I don’t believe healing comes through more pain. I believe pain deserves to be acknowledged, expressed, and understood—but not endlessly passed from one person to another.
Feel your anger.
Speak your truth.
Cry when you need to.
But when the storm settles, ask yourself why you felt that way and what needs to change. Growth begins when we can hold ourselves accountable while still offering ourselves compassion. None of us are perfect. Admitting you’re human is not weakness—it’s one of the bravest things you can do.
Sometimes it’s fun to imagine ourselves as gods or goddesses. Stories, myths, and symbols remind us of the strength we carry inside.
Just don’t mistake that symbolism for superiority.
No one is worth more than anyone else. Pride without humility only creates more suffering.
When I look in the mirror now, I don’t want to see perfection.

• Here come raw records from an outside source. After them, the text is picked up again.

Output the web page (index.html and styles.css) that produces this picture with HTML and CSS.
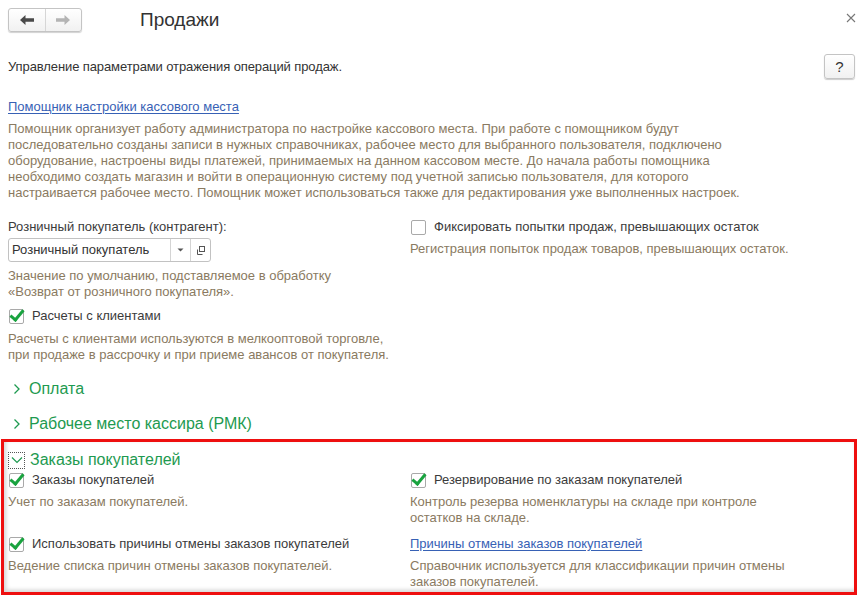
FILE: index.html
```html
<!DOCTYPE html>
<html lang="ru">
<head>
<meta charset="utf-8">
<title>Продажи</title>
<link rel="stylesheet" href="styles.css">
</head>
<body>
<div class="page">
  <header class="header">
    <div class="nav">
      <button class="nav-btn" type="button" aria-label="Назад">
        <svg width="14" height="10" viewBox="0 0 14 10"><path d="M0 5 L5.5 0 V3.2 H14 V6.8 H5.5 V10 Z" fill="#4a4a4a"/></svg>
      </button>
      <button class="nav-btn" type="button" aria-label="Вперед">
        <svg width="14" height="10" viewBox="0 0 14 10"><path d="M14 5 L8.5 0 V3.2 H0 V6.8 H8.5 V10 Z" fill="#b4b4b4"/></svg>
      </button>
    </div>
    <h1 class="title">Продажи</h1>
    <span class="close" aria-label="Закрыть">
      <svg width="10" height="10" viewBox="0 0 10 10"><path d="M1 1 L9 9 M9 1 L1 9" stroke="#777" stroke-width="1.1"/></svg>
    </span>
  </header>

  <div class="intro">
    <span>Управление параметрами отражения операций продаж.</span>
    <button class="help" type="button">?</button>
  </div>

  <a class="link wizard" href="#">Помощник настройки кассового места</a>
  <p class="note wizard-note">Помощник организует работу администратора по настройке кассового места. При работе с помощником будут<br>последовательно созданы записи в нужных справочниках, рабочее место для выбранного пользователя, подключено<br>оборудование, настроены виды платежей, принимаемых на данном кассовом месте. До начала работы помощника<br>необходимо создать магазин и войти в операционную систему под учетной записью пользователя, для которого<br>настраивается рабочее место. Помощник может использоваться также для редактирования уже выполненных настроек.</p>

  <div class="cols top-cols">
    <div class="col">
      <div class="field-label">Розничный покупатель (контрагент):</div>
      <div class="input">
        <span class="input-text">Розничный покупатель</span>
        <span class="input-btn">
          <svg width="7" height="4" viewBox="0 0 7 4"><path d="M0.5 0.5 H6.5 L3.5 3.5 Z" fill="#555"/></svg>
        </span>
        <span class="input-btn">
          <svg width="11" height="11" viewBox="0 0 11 11"><rect x="4.5" y="1.5" width="5" height="5" fill="none" stroke="#555"/><path d="M2.5 4.5 V9.5 H7.5" fill="none" stroke="#555"/></svg>
        </span>
      </div>
      <p class="note hint">Значение по умолчанию, подставляемое в обработку<br>«Возврат от розничного покупателя».</p>
      <label class="check"><span class="box checked"></span>Расчеты с клиентами</label>
      <p class="note desc">Расчеты с клиентами используются в мелкооптовой торговле,<br>при продаже в рассрочку и при приеме авансов от покупателя.</p>
    </div>
    <div class="col">
      <label class="check"><span class="box"></span>Фиксировать попытки продаж, превышающих остаток</label>
      <p class="note desc">Регистрация попыток продаж товаров, превышающих остаток.</p>
    </div>
  </div>

  <div class="group collapsed first-group">
    <svg class="chev" width="8" height="12" viewBox="0 0 8 12"><path d="M1.5 1.5 L6 6 L1.5 10.5" fill="none" stroke="#1e9a50" stroke-width="1.3"/></svg>
    <span>Оплата</span>
  </div>
  <div class="group collapsed">
    <svg class="chev" width="8" height="12" viewBox="0 0 8 12"><path d="M1.5 1.5 L6 6 L1.5 10.5" fill="none" stroke="#1e9a50" stroke-width="1.3"/></svg>
    <span>Рабочее место кассира (РМК)</span>
  </div>

  <section class="orders">
    <div class="group expanded">
      <span class="focus">
        <svg width="12" height="8" viewBox="0 0 12 8"><path d="M1 1.5 L6 6.5 L11 1.5" fill="none" stroke="#1e9a50" stroke-width="1.2"/></svg>
      </span>
      <span>Заказы покупателей</span>
    </div>
    <div class="cols orders-grid">
      <div class="col">
        <label class="check"><span class="box checked"></span>Заказы покупателей</label>
        <p class="note desc">Учет по заказам покупателей.</p>
      </div>
      <div class="col">
        <label class="check"><span class="box checked"></span>Резервирование по заказам покупателей</label>
        <p class="note desc">Контроль резерва номенклатуры на складе при контроле<br>остатков на складе.</p>
      </div>
      <div class="col">
        <label class="check"><span class="box checked"></span>Использовать причины отмены заказов покупателей</label>
        <p class="note desc">Ведение списка причин отмены заказов покупателей.</p>
      </div>
      <div class="col">
        <a class="link" href="#">Причины отмены заказов покупателей</a>
        <p class="note desc">Справочник используется для классификации причин отмены<br>заказов покупателей.</p>
      </div>
    </div>
  </section>
</div>
</body>
</html>
```

FILE: styles.css
```css
* { box-sizing: border-box; }

html, body {
  margin: 0;
  padding: 0;
  background: #fff;
}

body {
  width: 865px;
  height: 599px;
  overflow: hidden;
  font-family: "Liberation Sans", Arial, sans-serif;
  font-size: 13px;
  line-height: 16px;
  color: #3b3b3b;
}

.page {
  padding: 0 8px;
  display: flex;
  flex-direction: column;
  align-items: flex-start;
}

/* header */
.header {
  width: 100%;
  display: flex;
  align-items: center;
  padding-top: 8px;
  height: 31px;
}

.nav {
  display: flex;
  width: 74px;
  height: 24px;
  border: 1px solid #c4c4c4;
  border-radius: 3px;
  background: linear-gradient(#ffffff, #f1f1f1);
  box-shadow: 0 1px 1px rgba(0, 0, 0, 0.18);
  overflow: hidden;
}

.nav-btn {
  flex: 1;
  border: 0;
  padding: 0;
  margin: 0;
  background: transparent;
  display: flex;
  align-items: center;
  justify-content: center;
}

.nav-btn + .nav-btn {
  border-left: 1px solid #d6d6d6;
}

.title {
  margin: 0 0 0 58px;
  font-size: 19px;
  font-weight: normal;
  line-height: 24px;
  color: #333;
}

.close {
  margin-left: auto;
  margin-right: 1px;
  display: flex;
  align-self: flex-start;
  margin-top: 5px;
}

/* intro */
.intro {
  width: 100%;
  display: flex;
  align-items: center;
  justify-content: space-between;
  margin-top: 23px;
  color: #333;
  letter-spacing: -0.1px;
}

.help {
  width: 31px;
  height: 25px;
  margin-right: 2px;
  border: 1px solid #c4c4c4;
  border-radius: 3px;
  background: linear-gradient(#ffffff, #f1f1f1);
  box-shadow: 0 1px 1px rgba(0, 0, 0, 0.2);
  font-family: "Liberation Sans", Arial, sans-serif;
  font-size: 15px;
  color: #333;
  padding: 0;
  letter-spacing: 0;
}

.link {
  color: #3761b5;
  text-decoration: underline;
  text-underline-offset: 2px;
}

.wizard {
  margin-top: 20px;
}

.note {
  margin: 0;
  color: #8a7a61;
}

.wizard-note {
  margin-top: 6px;
}

/* columns */
.cols {
  display: grid;
  grid-template-columns: 402px 1fr;
  width: 100%;
}

.col {
  display: flex;
  flex-direction: column;
  align-items: flex-start;
}

.top-cols {
  margin-top: 18px;
}

.top-cols .col:last-child .desc {
  margin-top: 6px;
}

.field-label {
  color: #3b3b3b;
}

.input {
  margin-top: 3px;
  width: 203px;
  height: 24px;
  border: 1px solid #c2c2c2;
  border-radius: 3px;
  display: flex;
  align-items: stretch;
  background: #fff;
}

.input-text {
  flex: 1;
  padding-left: 3px;
  display: flex;
  align-items: center;
  color: #333;
}

.input-btn {
  width: 20px;
  border-left: 1px solid #d4d4d4;
  display: flex;
  align-items: center;
  justify-content: center;
}

.hint {
  margin-top: 6px;
}

.check {
  display: flex;
  align-items: center;
  gap: 8px;
  color: #3b3b3b;
  margin-top: 8px;
}

.check .box {
  position: relative;
  width: 15px;
  height: 15px;
  margin-left: 1px;
  border: 1px solid #a9a9a9;
  border-radius: 2px;
  background: #fff;
}

.check .box.checked::after {
  content: "";
  position: absolute;
  left: 3px;
  top: -3px;
  width: 5px;
  height: 11px;
  border-right: 3px solid #19a33f;
  border-bottom: 3px solid #19a33f;
  transform: rotate(40deg);
  transform-origin: center;
}

.desc {
  margin-top: 7px;
}

.col > .check:first-child {
  margin-top: 0;
}

/* groups */
.group {
  display: flex;
  align-items: center;
  font-size: 16px;
  line-height: 20px;
  color: #1e9a50;
}

.group.collapsed .chev {
  margin: 0 8px 0 5px;
}

.first-group {
  margin-top: 16px;
}

.group.collapsed + .group.collapsed {
  margin-top: 15px;
}

/* orders section */
.orders {
  margin: 5px 0 0 -7px;
  width: calc(100% + 7px);
  height: 156px;
  border: 3px solid #ee0f0f;
  padding: 8px 0 0 4px;
  box-shadow: inset 2px -2px 4px rgba(0, 0, 0, 0.18);
}

.focus {
  width: 17px;
  height: 17px;
  border: 1px dotted #555;
  display: flex;
  align-items: center;
  justify-content: center;
  margin-right: 5px;
}

.orders-grid {
  margin-top: 2px;
  row-gap: 10px;
}

.orders-grid .desc {
  margin-top: 6px;
}
```
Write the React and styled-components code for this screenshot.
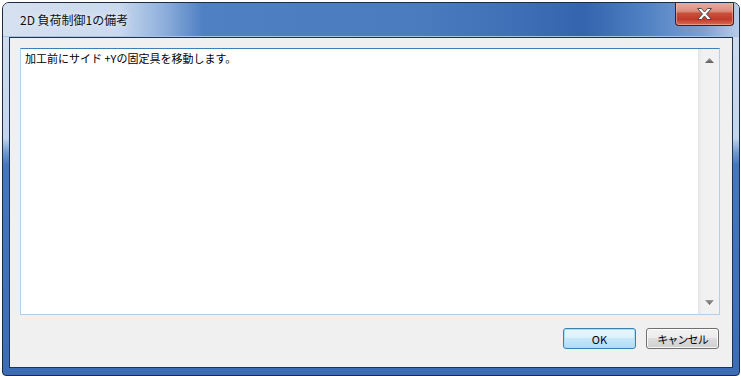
import { createGlobalStyle, styled } from "styled-components";

const GlobalStyle = createGlobalStyle`
  html, body {
    margin: 0;
    background: #fff;
  }
  body {
    font-family: "Noto Sans CJK JP", "Noto Sans", sans-serif;
    color: #000;
  }
`;

const Window = styled.div`
  box-sizing: border-box;
  width: 738px;
  height: 374px;
  margin: 2px 0 0 2px;
  border: 1px solid #1c2b3f;
  border-radius: 7px 7px 4px 4px;
  overflow: hidden;
  display: flex;
  flex-direction: column;
  background: linear-gradient(
    to bottom,
    #d3deee 0,
    #c4d5ec 135px,
    #6f98d0 150px,
    #4676bc 162px,
    #3f70b8 300px,
    #3b6cb4 100%
  );
`;

const TitleBar = styled.div`
  box-sizing: border-box;
  height: 34px;
  flex: none;
  display: flex;
  justify-content: space-between;
  border-bottom: 1px solid #a9c1e2;
  background: linear-gradient(
    90deg,
    #d6e1f0 0,
    #cad9ee 115px,
    #8fb0dc 160px,
    #4f80c3 200px,
    #4a7bbf 420px,
    #3e6eb5 520px,
    #3364ad 580px,
    #4f80c3 640px,
    #7aa0d3 700px,
    #b7cdea 736px
  );
`;

const Title = styled.div`
  padding: 9px 0 0 17px;
  font-size: 12px;
  line-height: 16px;
  color: #111;
  text-shadow: 0 0 6px rgba(255, 255, 255, 0.9);
`;

const CloseButton = styled.div`
  box-sizing: border-box;
  width: 59px;
  height: 24px;
  margin: -1px 5px 0 0;
  border: 1px solid #4a1a16;
  border-top: none;
  border-radius: 0 0 4px 4px;
  display: flex;
  align-items: center;
  justify-content: center;
  background: linear-gradient(
    to bottom,
    #eab0a3 0,
    #dc8d7e 40%,
    #c8503c 50%,
    #c13b27 75%,
    #d86c52 100%
  );
  box-shadow: inset 0 0 0 1px rgba(255, 210, 200, 0.45);
`;

const Frame = styled.div`
  flex: 1;
  display: flex;
  padding: 0 6px 7px;
`;

const Client = styled.div`
  flex: 1;
  display: flex;
  flex-direction: column;
  border: 1px solid #1d3352;
  background: #f0f0f0;
`;

const TextBox = styled.div`
  box-sizing: border-box;
  height: 267px;
  margin: 10px 12px 0 10px;
  display: flex;
  background: #fff;
  border: 1px solid #b3d0ea;
  border-top-color: #3d7fb6;
`;

const TextContent = styled.div`
  flex: 1;
  padding: 2px 4px;
  font-size: 11px;
  line-height: 15px;
  color: #000;
`;

const ScrollBar = styled.div`
  width: 20px;
  display: flex;
  flex-direction: column;
  justify-content: space-between;
  align-items: center;
  padding: 9px 0;
  border-left: 1px solid #e4e4e4;
  background: linear-gradient(90deg, #e9e9e9 0, #f1f1f1 4px, #f1f1f1 100%);
`;

const ButtonRow = styled.div`
  display: flex;
  justify-content: flex-end;
  gap: 10px;
  margin: 13px 13px 0 0;
`;

const Button = styled.div`
  box-sizing: border-box;
  width: 73px;
  height: 21px;
  border-radius: 3px;
  display: flex;
  align-items: center;
  justify-content: center;
  font-size: 11px;
  letter-spacing: ${(p) => (p.$tight ? "-0.9px" : "0")};
  border: 1px solid ${(p) => (p.$primary ? "#3c7fb1" : "#707070")};
  background: ${(p) =>
    p.$primary
      ? "linear-gradient(to bottom, #eaf6fd 0, #d9f0fc 50%, #c6e7fa 50%, #b2dcf4 100%)"
      : "linear-gradient(to bottom, #f2f2f2 0, #ebebeb 50%, #dddddd 50%, #cfcfcf 100%)"};
  box-shadow: inset 0 0 0 1px
    ${(p) => (p.$primary ? "#a9e0f8" : "rgba(255, 255, 255, 0.8)")};
`;

const Arrow = ({ down }) => (
  <svg width="9" height="5" viewBox="0 0 9 5">
    <defs>
      <linearGradient id={down ? "ad" : "au"} x1="0" y1="0" x2="0" y2="1">
        <stop offset="0" stopColor="#9a9a9a" />
        <stop offset="1" stopColor="#5e5e5e" />
      </linearGradient>
    </defs>
    <polygon
      points={down ? "0,0 9,0 4.5,5" : "4.5,0 9,5 0,5"}
      fill={`url(#${down ? "ad" : "au"})`}
    />
  </svg>
);

const CloseIcon = () => (
  <svg width="15" height="12" viewBox="-0.5 -0.5 15 12">
    <polygon
      points="0,0 4,0 7,3.5 10,0 14,0 9,5.5 14,11 10,11 7,7.5 4,11 0,11 5,5.5"
      fill="#fff"
      stroke="#4b4b4b"
      strokeWidth="1"
      strokeLinejoin="round"
    />
  </svg>
);

export default function App() {
  return (
    <>
      <GlobalStyle />
      <Window>
        <TitleBar>
          <Title>2D 負荷制御1の備考</Title>
          <CloseButton>
            <CloseIcon />
          </CloseButton>
        </TitleBar>
        <Frame>
          <Client>
            <TextBox>
              <TextContent>加工前にサイド +Yの固定具を移動します。</TextContent>
              <ScrollBar>
                <Arrow />
                <Arrow down />
              </ScrollBar>
            </TextBox>
            <ButtonRow>
              <Button $primary>OK</Button>
              <Button $tight>キャンセル</Button>
            </ButtonRow>
          </Client>
        </Frame>
      </Window>
    </>
  );
}
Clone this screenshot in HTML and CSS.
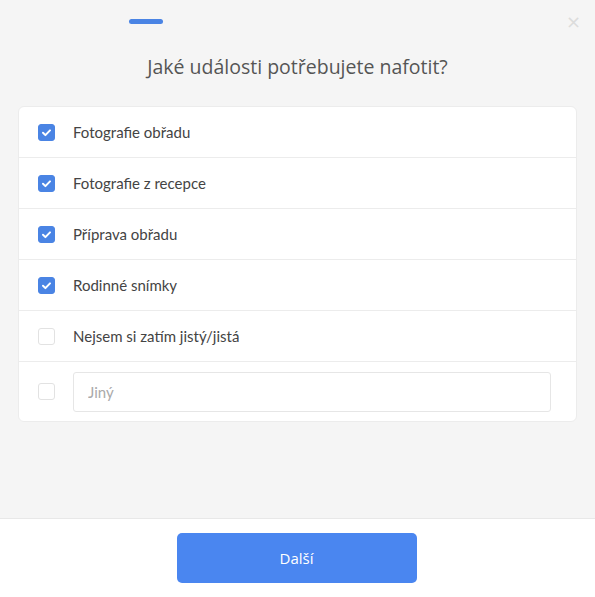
FILE: index.html
```html
<!DOCTYPE html>
<html>
<head>
    <title>Jaké události potřebujete nafotit?</title>
    <link rel="stylesheet" href="styles.css">
</head>
<body>
    <div class="modal">
        <div class="top">
            <div class="progress"></div>
            <div class="close">&times;</div>
        </div>
        <h1>Jaké události potřebujete nafotit?</h1>
        <div class="options">
            <label class="option">
                <span class="check checked"><svg viewBox="0 0 17 17"><path d="M5 8.8l2.4 2.3 4.6-4.7" /></svg></span>
                <span>Fotografie obřadu</span>
            </label>
            <label class="option">
                <span class="check checked"><svg viewBox="0 0 17 17"><path d="M5 8.8l2.4 2.3 4.6-4.7" /></svg></span>
                <span>Fotografie z recepce</span>
            </label>
            <label class="option">
                <span class="check checked"><svg viewBox="0 0 17 17"><path d="M5 8.8l2.4 2.3 4.6-4.7" /></svg></span>
                <span>Příprava obřadu</span>
            </label>
            <label class="option">
                <span class="check checked"><svg viewBox="0 0 17 17"><path d="M5 8.8l2.4 2.3 4.6-4.7" /></svg></span>
                <span>Rodinné snímky</span>
            </label>
            <label class="option">
                <span class="check"></span>
                <span>Nejsem si zatím jistý/jistá</span>
            </label>
            <div class="option other">
                <span class="check"></span>
                <input type="text" placeholder="Jiný">
            </div>
        </div>
        <div class="footer">
            <button type="button">Další</button>
        </div>
    </div>
</body>
</html>
```

FILE: styles.css
```css
body {
    margin: 0;
    background-color: #f5f5f5;
    font-family: Lato, Arial, sans-serif;
}
.modal {
    height: 597px;
    display: flex;
    flex-direction: column;
}
.top {
    height: 42px;
    display: flex;
    justify-content: space-between;
    align-items: flex-start;
}
.progress {
    width: 34px;
    height: 5px;
    margin: 19px 0 0 129px;
    background-color: #4a84e4;
    border-radius: 3px;
}
.close {
    margin: 7px 14px 0 0;
    font-family: "DejaVu Sans", sans-serif;
    font-size: 18px;
    line-height: 30px;
    color: #dcdcdc;
}
h1 {
    margin: 13px 0 27px;
    text-align: center;
    font-family: "Open Sans", sans-serif;
    font-weight: 500;
    font-size: 19.5px;
    line-height: 24px;
    color: #555;
}
.options {
    margin: 0 18px;
    background-color: #fff;
    border: 1px solid #ececec;
    border-radius: 6px;
}
.option {
    height: 50px;
    display: flex;
    align-items: center;
    padding-left: 19px;
    border-bottom: 1px solid #ececec;
    font-size: 15px;
    color: #444;
}
.option.other {
    height: 59px;
    border-bottom: none;
}
.check {
    width: 17px;
    height: 17px;
    box-sizing: border-box;
    margin-right: 18px;
    border: 1px solid #e2e2e2;
    border-radius: 3px;
    background-color: #fff;
    flex-shrink: 0;
}
.check.checked {
    background-color: #4a84e4;
    border-color: #4a84e4;
}
.check svg {
    display: block;
    width: 17px;
    height: 17px;
    margin: -1px;
    fill: none;
    stroke: #fff;
    stroke-width: 2;
    stroke-linecap: round;
    stroke-linejoin: round;
}
.other input {
    width: 478px;
    height: 40px;
    box-sizing: border-box;
    padding: 0 14px;
    border: 1px solid #e6e6e6;
    border-radius: 3px;
    font-family: Lato, Arial, sans-serif;
    font-size: 15px;
    color: #444;
    outline: none;
}
.other input::placeholder {
    color: #aaa;
}
.footer {
    margin-top: auto;
    height: 78px;
    background-color: #fff;
    border-top: 1px solid #e8e8e8;
    display: flex;
    justify-content: center;
    align-items: center;
}
button {
    width: 240px;
    height: 50px;
    margin-right: 2px;
    border: none;
    border-radius: 5px;
    background-color: #4a86f0;
    color: #fff;
    font-family: "Open Sans", sans-serif;
    font-size: 15px;
}
```
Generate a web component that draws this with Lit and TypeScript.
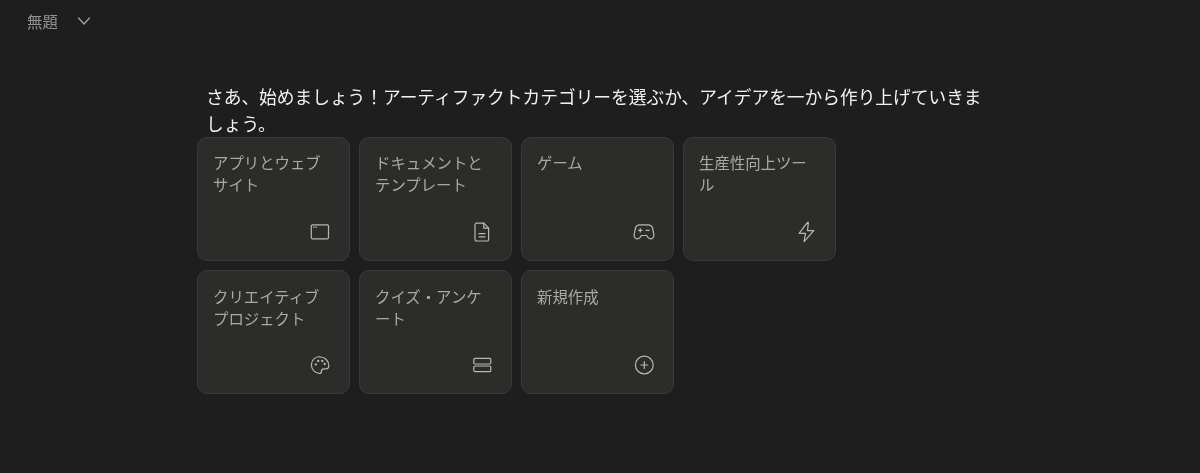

I want to see someone who is kind.
Someone who loves deeply.
Someone who sets healthy boundaries and remains firm without becoming cruel.
Someone who is genuine, generous, supportive, and unafraid to ask for help just as freely as they offer it.
I want to be someone who shares love, kindness, music, art, history, curiosity, and hope—without hesitation.
I want to help leave this world better than I found it.
I know I can’t change everything.
But every act of compassion matters.
Every conversation matters.
Every piece of art matters.
Every person who chooses kindness over cruelty changes the future in ways they may never see.
Maybe that’s how the world changes.
Not all at once.
Just one dream, one choice, and one act of love at a time.